Defeating gay marriage in New York will require a very strong and capable opposition, with real leaders. The New York GOP hasn’t been able to provide that in quite a while. And that brings us to Rudy’s second point: using the gay marriage to revive the fortunes of the New York GOP. I just don’t see that, either.

Given the magnitude of the change that will occur to society if gay marriage is legalized, some opponents will make this their priority issue. But, in a deep recession, many who share that view will not. They will vote for whoever promises them a better economic future. And they will vote for the more attractive candidate overall.

David Freddoso notes that, as of today, the next congressman from NY-20, a formerly solid GOP upstate district, will probably be carpet-bagging Democratic newcomer Scott Murphy, not anti-tax longtime Republican state legislator Jim Tedisco. Why is that?
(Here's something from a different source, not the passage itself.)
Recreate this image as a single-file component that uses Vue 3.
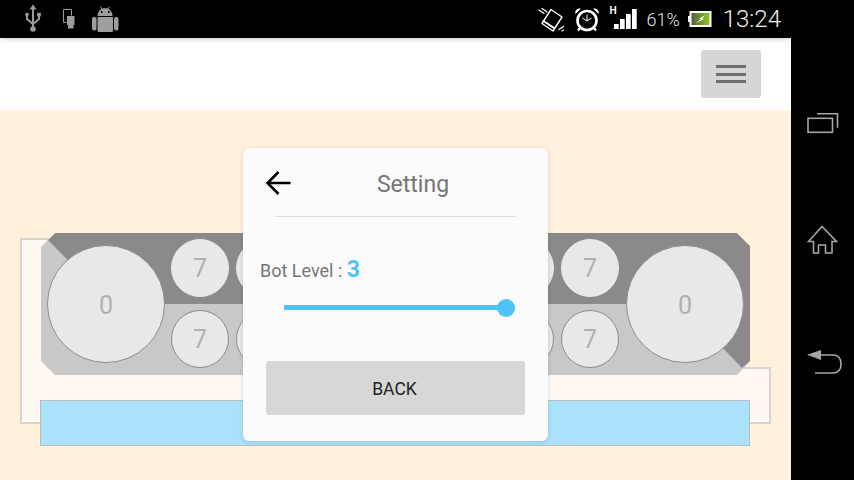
<script setup>
// Only the outermost pits show their count; the dialog covers the rest.
const pits = [7, null, null, null, null, null, 7]
</script>

<template>
  <div class="screen">
    <div class="main">
      <header class="status">
        <svg class="status-left" width="130" height="38" viewBox="0 0 130 38">
          <g class="usb" fill="none" stroke="#9c9c9c" stroke-width="2">
            <path d="M33 8v20M27 15v4l6 5M39 15v4l-6 5" />
            <path d="M33 4.500l3.500 5h-7z" fill="#9c9c9c" stroke="none" />
            <circle cx="27" cy="14.500" r="1.800" fill="#9c9c9c" stroke="none" />
            <rect x="37.200" y="12.800" width="3.600" height="3.600" fill="#9c9c9c" stroke="none" />
            <circle cx="33" cy="29" r="2.800" fill="#9c9c9c" stroke="none" />
          </g>
          <path d="M71.500 15.500V9.500h-8v13h3" fill="none" stroke="#9c9c9c" stroke-width="1" />
          <path d="M67 16h7.500v9h-1v3.500h-5.500V25h-1z" fill="#9c9c9c" />
          <g fill="#9e9e9e">
            <rect x="92" y="17" width="4.500" height="13.500" rx="2" />
            <rect x="114" y="17" width="4.500" height="13.500" rx="2" />
            <path d="M97.500 17h15.500v13.500a1.500 1.500 0 0 1-1.500 1.500h-12.500a1.500 1.500 0 0 1-1.500-1.500z" />
            <path d="M97.500 16c0-3.500 2-6 4-7l-1.500-2.300.6-.4 1.600 2.300c1.800-.6 3.800-.6 5.600 0l1.600-2.300.6.4-1.500 2.300c2 1 4 3.500 4 7z" />
          </g>
          <circle cx="101.700" cy="12" r="1" fill="#000" />
          <circle cx="108.800" cy="12" r="1" fill="#000" />
        </svg>
        <div class="status-right">
          <svg width="100" height="38" viewBox="540 0 100 38">
            <g fill="none" stroke="#fff" stroke-linecap="round">
              <path d="M553 9.500l11 7.500-9 14-11-7.500z" stroke-width="1.400" stroke-linejoin="round" />
              <path d="M545.500 21l10.500 7" stroke-width="2" />
              <path d="M541 10l5 3.500M544 8.500l5 3.500M561 29.500l4.500-3M564 31l1.500-1" stroke-width="1.300" />
            </g>
            <g fill="none" stroke="#fff">
              <circle cx="589" cy="20.500" r="9.500" stroke-width="2.600" />
              <path d="M589 14.500v6.500l-4.500-3M589 21l4.500-3" stroke-width="1" />
              <path d="M580 30.500l2-2.500M598 30.500l-2-2.500" stroke-width="2.200" />
            </g>
            <path d="M577.500 14c-1-3.500 1.500-6 5.500-5.500zM600.500 14c1-3.500-1.500-6-5.500-5.500z" fill="#fff" />
            <text x="611.500" y="14" class="net">H</text>
            <g fill="#fff">
              <rect x="616" y="24" width="4.700" height="5" />
              <rect x="622" y="19" width="4.700" height="10" />
              <rect x="628" y="14" width="4.700" height="15" />
              <rect x="634" y="9" width="4.700" height="20" />
            </g>
          </svg>
          <span class="percent">61%</span>
          <svg class="battery" width="24" height="16" viewBox="0 0 24 16">
            <defs>
              <linearGradient id="cell" x1="0" y1="0" x2="1" y2="0">
                <stop offset="0" stop-color="#55554a" />
                <stop offset=".4" stop-color="#6d8a2c" />
                <stop offset="1" stop-color="#8fcb26" />
              </linearGradient>
            </defs>
            <rect x="0" y="5" width="2.500" height="6" fill="#fff" />
            <rect x="2.500" y="1" width="20" height="14" fill="url(#cell)" stroke="#fff" stroke-width="2" />
            <path d="M8 11.500l4.500-3-1-1 6-3.500-3 3.500 1 1-7 3z" fill="#fff" />
          </svg>
          <span class="clock">13:24</span>
        </div>
      </header>

      <div class="toolbar">
        <button class="menu"><i></i><i></i><i></i></button>
      </div>

      <main class="game">
        <div class="tray tray-left"></div>
        <div class="tray tray-right"></div>
        <div class="tray-fill"></div>

        <section class="board">
          <div class="dark"></div>
          <div class="store"><span>0</span></div>
          <div class="rows">
            <div class="row">
              <div v-for="(p, i) in pits" :key="'t' + i" class="pit top"><span v-if="p">{{ p }}</span></div>
            </div>
            <div class="row">
              <div v-for="(p, i) in pits" :key="'b' + i" class="pit"><span v-if="p">{{ p }}</span></div>
            </div>
          </div>
          <div class="store store-right"><span>0</span></div>
        </section>

        <div class="bar"></div>

        <div class="dialog">
          <div class="head">
            <button class="arrow">
              <svg width="26" height="26" viewBox="0 0 26 26">
                <path d="M24.500 13H2M12.500 2L1.500 13 12.500 24" fill="none" stroke="#000" stroke-width="2.600" />
              </svg>
            </button>
            <h2>Setting</h2>
          </div>
          <div class="level">
            <span>Bot Level : </span><b>3</b>
          </div>
          <div class="slider"><div class="thumb"></div></div>
          <button class="back">BACK</button>
        </div>
      </main>
    </div>

    <aside class="nav">
      <svg width="63" height="480" viewBox="791 0 63 480" fill="none" stroke="#a6a6a6" stroke-width="1.600">
        <rect x="808" y="118.300" width="24.500" height="14" />
        <path d="M817 113.800h20.500v14" />
        <path d="M808.500 241.500L822 226.500l14.500 15h-4.500v11.500h-6.500v-8h-7v8H813.500v-11.500z" />
        <path d="M821 355h12c5 0 8 3 8 9s-3 9-8 9h-18" />
        <path d="M807 354.800l14-4.800v10z" fill="#a6a6a6" stroke="none" />
      </svg>
    </aside>
  </div>
</template>

<style scoped>
.screen {
  display: flex;
  width: 854px;
  height: 480px;
  background: #000;
  overflow: hidden;
  font-family: Roboto, sans-serif;
}
.main {
  width: 791px;
  display: flex;
  flex-direction: column;
}
.status {
  position: relative;
  z-index: 2;
  height: 38px;
  flex: none;
  display: flex;
  justify-content: space-between;
  background: #000;
  box-shadow: 0 1px 5px rgba(0, 0, 0, .22);
}
.status-right {
  display: flex;
  align-items: flex-start;
}
.percent {
  margin: 7px 0 0 8px;
  font-size: 18px;
  line-height: 25px;
  font-weight: 300;
  color: #e4e4e4;
}
.battery {
  margin: 11px 0 0 8px;
}
.clock {
  margin: 5px 10px 0 11px;
  font-size: 24px;
  line-height: 29px;
  font-weight: 300;
  color: #f2f2f2;
}
.net {
  font: 700 10px "Liberation Sans", sans-serif;
  fill: #fff;
}
.toolbar {
  height: 72px;
  flex: none;
  box-sizing: border-box;
  background: #fff;
  display: flex;
  justify-content: flex-end;
  padding: 12px 30px;
}
.menu {
  width: 60px;
  height: 48px;
  padding: 0;
  border: 0;
  border-radius: 3px;
  background: #d5d7d6;
  display: flex;
  flex-direction: column;
  align-items: center;
  justify-content: center;
  gap: 4.500px;
}
.menu i {
  width: 30px;
  height: 3px;
  background: #6e6f6f;
}
.game {
  position: relative;
  flex: 1;
  background: #fff1dc;
  padding: 123px 0 0 41px;
}
.tray {
  position: absolute;
  box-sizing: border-box;
  background: #fff8f2;
  border: 2px solid #d8d3cc;
}
.tray-left {
  left: 20px;
  top: 128px;
  width: 60px;
  height: 186px;
}
.tray-right {
  left: 710px;
  top: 257px;
  width: 61px;
  height: 57px;
}
.tray-fill {
  position: absolute;
  left: 30px;
  top: 260px;
  width: 700px;
  height: 40px;
  background: #fff8f2;
}
.board {
  position: relative;
  width: 709px;
  height: 142px;
  box-sizing: border-box;
  padding: 6px 5px 0 6px;
  display: flex;
  align-items: flex-start;
  gap: 6px;
  background: #c8c8c8;
  clip-path: polygon(14px 0, 696px 0, 709px 13px, 709px 128px, 696px 142px, 14px 142px, 0 128px, 0 14px);
}
.dark {
  position: absolute;
  inset: 0;
  background: #8a8a8a;
  clip-path: polygon(7px 7px, 14px 0, 696px 0, 709px 13px, 709px 128px, 701px 135px, 640px 71px, 70px 71px);
}
.store {
  position: relative;
  width: 118px;
  height: 118px;
  margin-top: 6px;
  padding-top: 2px;
  flex: none;
  box-sizing: border-box;
  border: 1px solid #8c8c8c;
  border-radius: 50%;
  background: #e8e8e8;
  display: flex;
  align-items: center;
  justify-content: center;
  font-size: 25px;
  color: #b0b0b0;
}
.store-right {
  margin-left: 1px;
}
.rows {
  position: relative;
  display: flex;
  flex-direction: column;
  gap: 13px;
  flex: none;
}
.row {
  display: flex;
  gap: 7px;
}
.pit {
  width: 58px;
  height: 58px;
  box-sizing: border-box;
  padding-top: 1px;
  border: 1px solid #8c8c8c;
  border-radius: 50%;
  background: #e8e8e8;
  display: flex;
  align-items: center;
  justify-content: center;
  font-size: 25px;
  color: #b0b0b0;
}
.pit.top {
  border-color: #e8e8e8;
}
.bar {
  width: 710px;
  height: 46px;
  margin: 25px 0 0 -1px;
  box-sizing: border-box;
  position: relative;
  background: #aae2fb;
  border: 1px solid #b9bcbc;
}
.dialog {
  position: absolute;
  left: 243px;
  top: 38px;
  width: 305px;
  height: 293px;
  box-sizing: border-box;
  border-radius: 6px;
  background: #fbfbfb;
  box-shadow: 0 1px 4px rgba(0, 0, 0, .14);
  display: flex;
  flex-direction: column;
}
.head {
  height: 69px;
  flex: none;
  box-sizing: border-box;
  margin: 0 32px;
  border-bottom: 1px solid #dddddd;
  display: flex;
  align-items: center;
}
.arrow {
  width: 44px;
  height: 40px;
  flex: none;
  margin: 2px 0 0 -9px;
  padding: 0;
  background: none;
  border: 0;
  text-align: left;
}
.arrow svg {
  display: block;
}
.head h2 {
  flex: 1;
  margin: 4px 0 0;
  text-align: center;
  font-size: 23px;
  font-weight: 400;
  color: #757575;
}
.level {
  margin: 38px 0 0 17px;
  height: 30px;
  font-size: 18px;
  line-height: 30px;
  color: #757575;
}
.level b {
  font-size: 23px;
  font-weight: 700;
  color: #4fc3f7;
}
.slider {
  position: relative;
  width: 231px;
  height: 5px;
  margin: 20px 0 0 41px;
  background: #4fc3f7;
}
.thumb {
  position: absolute;
  left: 213px;
  top: -6px;
  width: 18px;
  height: 18px;
  border-radius: 50%;
  background: #4fc3f7;
}
.back {
  width: 259px;
  height: 54px;
  flex: none;
  margin: 51px 0 0 23px;
  padding: 2px 2px 0 0;
  border: 0;
  border-radius: 3px;
  background: #d6d7d6;
  font-family: Roboto, sans-serif;
  font-size: 17.500px;
  color: #222;
}
.nav {
  width: 63px;
  flex: none;
}
.nav svg {
  display: block;
}
</style>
Personally, I think it’s because Tedisco, whose views on most issues I share, is a career political hack. (Not to say he hasn’t done worthwhile things at times. He has.) NY-20 seems newly attracted to the idea of electing shiny-penny, well-educated yuppies (or whatever we call them these days). Democrats in New York State have been able to attract smart, successful people with talent, education, and a little gloss to run for office. (Whatever else you think of them, that description is true of Hillary, Eliot Spitzer, and Gillibrand.) Both urban and outstate voters have clearly responded positively. The response is especially striking in the case of outstate voters, who have gained little, and sacrificed many “values issue” positions.

For its part, the New York GOP puts up none too impressive members of the dying D’Amato machine who’ve voted with the interests in their previous position and paid their dues, but who frequently lack polish, charisma, or even the ability to articulate a set of conservative policies during a campaign (though they do oppose abortion). That’s bad. At the moment here in NYC, we are treated to the spectacle of the party’s behaving like an abandoned wife responding to promises of gifts and renewed romance as it negotiates to take back former Republican Mike Bloomberg, who stormed out of the marriage when he thought he could do better as an independent. Oh, and to let him run as a Republican, the party will trash the state term-limits law. Desperation is ugly. This is a state party well past free fall. It’s crashed. A rousing fight against gay marriage is just not going to revive it.

Absent a willingness inside the New York GOP establishment to put egos on hold and go out and recruit talent (there are a lot of underemployed, very smart bankers and lawyers in Manhattan offices, many of whom understand markets, job creation, and the role that taxes play in keeping upstate poor, and who have always wanted to run for office), the GOP will continue to lose elections here. And if it does, we will continue to lose on issues where there are natural majorities.

Governor Paterson will be defeated easily, in a primary, not because of gay marriage, but because it is all too clear that he isn’t intelligent or even competent. He is from the same mold as most of the legislature in which he served. And yes, he is too liberal.

As for pinning our hopes on Rudy to lead this fight — or, say, the one over taxes — the Dicker interview ends with this: “Giuliani, the GOP’s best hope to recapture the Governor’s Mansion, said he’s in no rush to make up his mind about running for governor, although he vowed to do so before the end of the year.”

I like Giuliani. I supported him in the primaries and I wish he were president now, regardless of his flaws. He is far and away the best hope for the state GOP, and for New York State in general. In fact, he is the only hope right now on a long list of issues, of which gay marriage is not at the top, important as it is. But that “no rush to make up his mind” business is exactly the same equivocating nonsense that cost him even a reasonable shot at the presidential nomination last year. It screams: “I’m not serious.” And all of his financial backers know that, having learned the hard way. It’s hard to imagine that the men and women who paid for his complete failure of a campaign last year are lining up to hand over what’s left of their money. And that’s before we ask whether the Giuliani funders are, for the most part, opposed to gay marriage — or even willing to subsidize a campaign where that is a major theme. I wouldn’t bet on it.